### DATA BLOCK:

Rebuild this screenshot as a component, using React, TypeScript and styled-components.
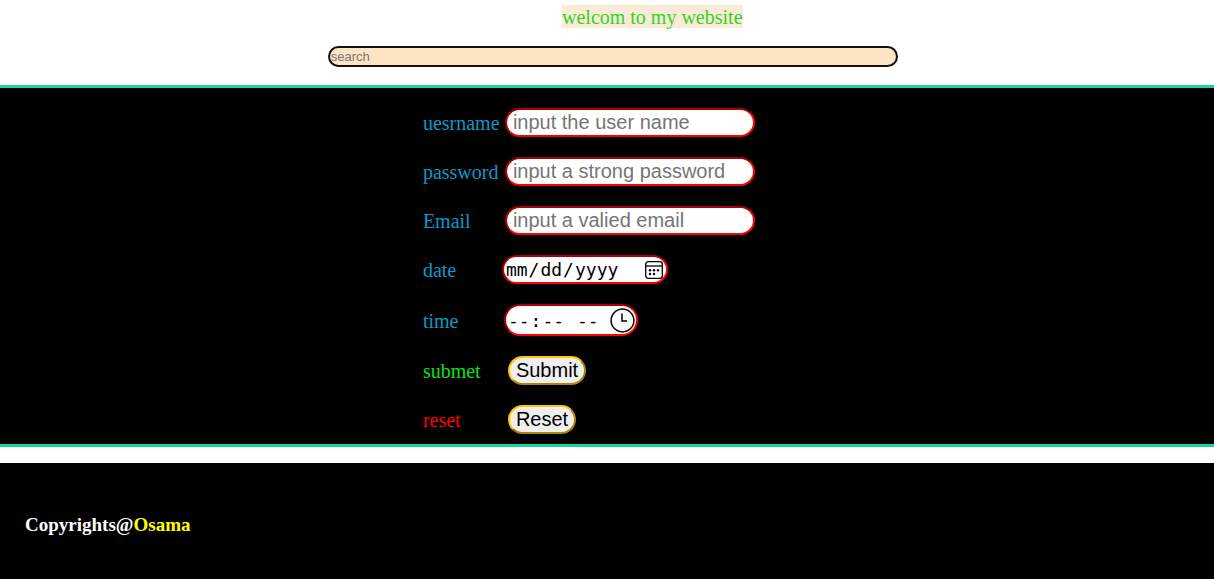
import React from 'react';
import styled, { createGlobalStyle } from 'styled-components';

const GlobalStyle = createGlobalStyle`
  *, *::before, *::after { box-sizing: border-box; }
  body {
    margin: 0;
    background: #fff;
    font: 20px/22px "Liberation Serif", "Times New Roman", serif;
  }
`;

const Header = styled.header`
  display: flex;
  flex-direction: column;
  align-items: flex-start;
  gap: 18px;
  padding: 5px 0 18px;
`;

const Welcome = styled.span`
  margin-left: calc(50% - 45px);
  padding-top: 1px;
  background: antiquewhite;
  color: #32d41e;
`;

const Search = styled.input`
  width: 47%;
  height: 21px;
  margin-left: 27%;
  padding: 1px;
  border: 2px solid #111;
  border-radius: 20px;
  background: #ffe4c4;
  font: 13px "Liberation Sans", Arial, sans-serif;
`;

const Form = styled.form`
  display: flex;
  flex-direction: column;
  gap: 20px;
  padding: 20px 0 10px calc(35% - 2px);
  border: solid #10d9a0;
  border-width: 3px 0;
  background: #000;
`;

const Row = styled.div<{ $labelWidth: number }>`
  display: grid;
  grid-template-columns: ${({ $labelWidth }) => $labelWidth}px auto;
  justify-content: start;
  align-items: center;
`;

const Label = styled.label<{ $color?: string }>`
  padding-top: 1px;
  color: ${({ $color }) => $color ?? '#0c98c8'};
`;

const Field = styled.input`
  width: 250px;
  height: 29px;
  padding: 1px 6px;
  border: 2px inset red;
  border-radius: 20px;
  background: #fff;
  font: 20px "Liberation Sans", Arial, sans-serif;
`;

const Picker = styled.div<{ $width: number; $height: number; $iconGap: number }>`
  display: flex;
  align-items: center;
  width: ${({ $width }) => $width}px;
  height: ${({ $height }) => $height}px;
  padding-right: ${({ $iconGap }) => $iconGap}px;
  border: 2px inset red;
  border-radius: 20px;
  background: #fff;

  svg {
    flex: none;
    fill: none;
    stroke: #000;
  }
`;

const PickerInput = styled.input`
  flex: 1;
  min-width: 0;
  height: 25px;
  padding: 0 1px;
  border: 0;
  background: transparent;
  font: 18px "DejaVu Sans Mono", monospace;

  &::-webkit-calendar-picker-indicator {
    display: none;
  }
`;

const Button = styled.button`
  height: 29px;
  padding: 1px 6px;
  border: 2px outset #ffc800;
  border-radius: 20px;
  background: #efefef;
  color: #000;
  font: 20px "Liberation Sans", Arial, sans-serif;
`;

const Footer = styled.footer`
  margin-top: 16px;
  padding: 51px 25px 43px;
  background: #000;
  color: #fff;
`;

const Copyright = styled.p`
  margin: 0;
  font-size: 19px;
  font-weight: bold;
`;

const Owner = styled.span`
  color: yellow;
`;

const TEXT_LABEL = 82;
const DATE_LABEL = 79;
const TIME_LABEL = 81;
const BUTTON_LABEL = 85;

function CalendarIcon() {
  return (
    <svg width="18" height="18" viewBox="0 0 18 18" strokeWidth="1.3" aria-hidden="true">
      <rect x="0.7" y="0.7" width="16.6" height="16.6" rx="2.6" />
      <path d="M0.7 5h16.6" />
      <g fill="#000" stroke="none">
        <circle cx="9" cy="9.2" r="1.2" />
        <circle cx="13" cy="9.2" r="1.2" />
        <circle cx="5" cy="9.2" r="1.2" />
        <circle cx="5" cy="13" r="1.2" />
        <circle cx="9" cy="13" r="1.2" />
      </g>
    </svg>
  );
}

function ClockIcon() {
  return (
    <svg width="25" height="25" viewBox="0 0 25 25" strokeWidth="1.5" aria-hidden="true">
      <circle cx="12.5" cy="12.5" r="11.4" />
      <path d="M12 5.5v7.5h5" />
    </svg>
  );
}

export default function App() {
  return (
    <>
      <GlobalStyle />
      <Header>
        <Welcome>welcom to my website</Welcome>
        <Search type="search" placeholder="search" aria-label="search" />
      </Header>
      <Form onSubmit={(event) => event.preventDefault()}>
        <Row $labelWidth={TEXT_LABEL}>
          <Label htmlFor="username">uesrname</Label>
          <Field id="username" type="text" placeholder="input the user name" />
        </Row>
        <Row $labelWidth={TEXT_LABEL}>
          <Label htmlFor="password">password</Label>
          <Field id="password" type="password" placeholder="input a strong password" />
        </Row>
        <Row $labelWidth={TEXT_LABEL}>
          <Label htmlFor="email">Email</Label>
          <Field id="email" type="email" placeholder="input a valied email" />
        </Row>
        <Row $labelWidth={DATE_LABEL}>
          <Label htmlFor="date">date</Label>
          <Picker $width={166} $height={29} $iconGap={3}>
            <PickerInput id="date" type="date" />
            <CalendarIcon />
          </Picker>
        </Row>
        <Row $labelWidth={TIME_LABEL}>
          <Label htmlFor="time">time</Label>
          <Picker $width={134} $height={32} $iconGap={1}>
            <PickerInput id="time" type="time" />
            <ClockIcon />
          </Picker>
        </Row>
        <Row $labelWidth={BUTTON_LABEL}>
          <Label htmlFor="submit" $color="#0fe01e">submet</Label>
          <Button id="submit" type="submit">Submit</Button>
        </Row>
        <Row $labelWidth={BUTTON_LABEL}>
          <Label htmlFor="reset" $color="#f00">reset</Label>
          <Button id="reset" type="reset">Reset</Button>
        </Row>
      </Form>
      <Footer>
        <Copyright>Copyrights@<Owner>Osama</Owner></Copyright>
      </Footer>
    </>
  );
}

### TASK DESCRIPTION:
Transcribe the full listing character for character. Pictures are excluded.

### FINISHED EXERCISE:
Rebuild this screenshot as a component, using React, TypeScript and styled-components.
import React from 'react';
import styled, { createGlobalStyle } from 'styled-components';

const GlobalStyle = createGlobalStyle`
  *, *::before, *::after { box-sizing: border-box; }
  body {
    margin: 0;
    background: #fff;
    font: 20px/22px "Liberation Serif", "Times New Roman", serif;
  }
`;

const Header = styled.header`
  display: flex;
  flex-direction: column;
  align-items: flex-start;
  gap: 18px;
  padding: 5px 0 18px;
`;

const Welcome = styled.span`
  margin-left: calc(50% - 45px);
  padding-top: 1px;
  background: antiquewhite;
  color: #32d41e;
`;

const Search = styled.input`
  width: 47%;
  height: 21px;
  margin-left: 27%;
  padding: 1px;
  border: 2px solid #111;
  border-radius: 20px;
  background: #ffe4c4;
  font: 13px "Liberation Sans", Arial, sans-serif;
`;

const Form = styled.form`
  display: flex;
  flex-direction: column;
  gap: 20px;
  padding: 20px 0 10px calc(35% - 2px);
  border: solid #10d9a0;
  border-width: 3px 0;
  background: #000;
`;

const Row = styled.div<{ $labelWidth: number }>`
  display: grid;
  grid-template-columns: ${({ $labelWidth }) => $labelWidth}px auto;
  justify-content: start;
  align-items: center;
`;

const Label = styled.label<{ $color?: string }>`
  padding-top: 1px;
  color: ${({ $color }) => $color ?? '#0c98c8'};
`;

const Field = styled.input`
  width: 250px;
  height: 29px;
  padding: 1px 6px;
  border: 2px inset red;
  border-radius: 20px;
  background: #fff;
  font: 20px "Liberation Sans", Arial, sans-serif;
`;

const Picker = styled.div<{ $width: number; $height: number; $iconGap: number }>`
  display: flex;
  align-items: center;
  width: ${({ $width }) => $width}px;
  height: ${({ $height }) => $height}px;
  padding-right: ${({ $iconGap }) => $iconGap}px;
  border: 2px inset red;
  border-radius: 20px;
  background: #fff;

  svg {
    flex: none;
    fill: none;
    stroke: #000;
  }
`;

const PickerInput = styled.input`
  flex: 1;
  min-width: 0;
  height: 25px;
  padding: 0 1px;
  border: 0;
  background: transparent;
  font: 18px "DejaVu Sans Mono", monospace;

  &::-webkit-calendar-picker-indicator {
    display: none;
  }
`;

const Button = styled.button`
  height: 29px;
  padding: 1px 6px;
  border: 2px outset #ffc800;
  border-radius: 20px;
  background: #efefef;
  color: #000;
  font: 20px "Liberation Sans", Arial, sans-serif;
`;

const Footer = styled.footer`
  margin-top: 16px;
  padding: 51px 25px 43px;
  background: #000;
  color: #fff;
`;

const Copyright = styled.p`
  margin: 0;
  font-size: 19px;
  font-weight: bold;
`;

const Owner = styled.span`
  color: yellow;
`;

const TEXT_LABEL = 82;
const DATE_LABEL = 79;
const TIME_LABEL = 81;
const BUTTON_LABEL = 85;

function CalendarIcon() {
  return (
    <svg width="18" height="18" viewBox="0 0 18 18" strokeWidth="1.3" aria-hidden="true">
      <rect x="0.7" y="0.7" width="16.6" height="16.6" rx="2.6" />
      <path d="M0.7 5h16.6" />
      <g fill="#000" stroke="none">
        <circle cx="9" cy="9.2" r="1.2" />
        <circle cx="13" cy="9.2" r="1.2" />
        <circle cx="5" cy="9.2" r="1.2" />
        <circle cx="5" cy="13" r="1.2" />
        <circle cx="9" cy="13" r="1.2" />
      </g>
    </svg>
  );
}

function ClockIcon() {
  return (
    <svg width="25" height="25" viewBox="0 0 25 25" strokeWidth="1.5" aria-hidden="true">
      <circle cx="12.5" cy="12.5" r="11.4" />
      <path d="M12 5.5v7.5h5" />
    </svg>
  );
}

export default function App() {
  return (
    <>
      <GlobalStyle />
      <Header>
        <Welcome>welcom to my website</Welcome>
        <Search type="search" placeholder="search" aria-label="search" />
      </Header>
      <Form onSubmit={(event) => event.preventDefault()}>
        <Row $labelWidth={TEXT_LABEL}>
          <Label htmlFor="username">uesrname</Label>
          <Field id="username" type="text" placeholder="input the user name" />
        </Row>
        <Row $labelWidth={TEXT_LABEL}>
          <Label htmlFor="password">password</Label>
          <Field id="password" type="password" placeholder="input a strong password" />
        </Row>
        <Row $labelWidth={TEXT_LABEL}>
          <Label htmlFor="email">Email</Label>
          <Field id="email" type="email" placeholder="input a valied email" />
        </Row>
        <Row $labelWidth={DATE_LABEL}>
          <Label htmlFor="date">date</Label>
          <Picker $width={166} $height={29} $iconGap={3}>
            <PickerInput id="date" type="date" />
            <CalendarIcon />
          </Picker>
        </Row>
        <Row $labelWidth={TIME_LABEL}>
          <Label htmlFor="time">time</Label>
          <Picker $width={134} $height={32} $iconGap={1}>
            <PickerInput id="time" type="time" />
            <ClockIcon />
          </Picker>
        </Row>
        <Row $labelWidth={BUTTON_LABEL}>
          <Label htmlFor="submit" $color="#0fe01e">submet</Label>
          <Button id="submit" type="submit">Submit</Button>
        </Row>
        <Row $labelWidth={BUTTON_LABEL}>
          <Label htmlFor="reset" $color="#f00">reset</Label>
          <Button id="reset" type="reset">Reset</Button>
        </Row>
      </Form>
      <Footer>
        <Copyright>Copyrights@<Owner>Osama</Owner></Copyright>
      </Footer>
    </>
  );
}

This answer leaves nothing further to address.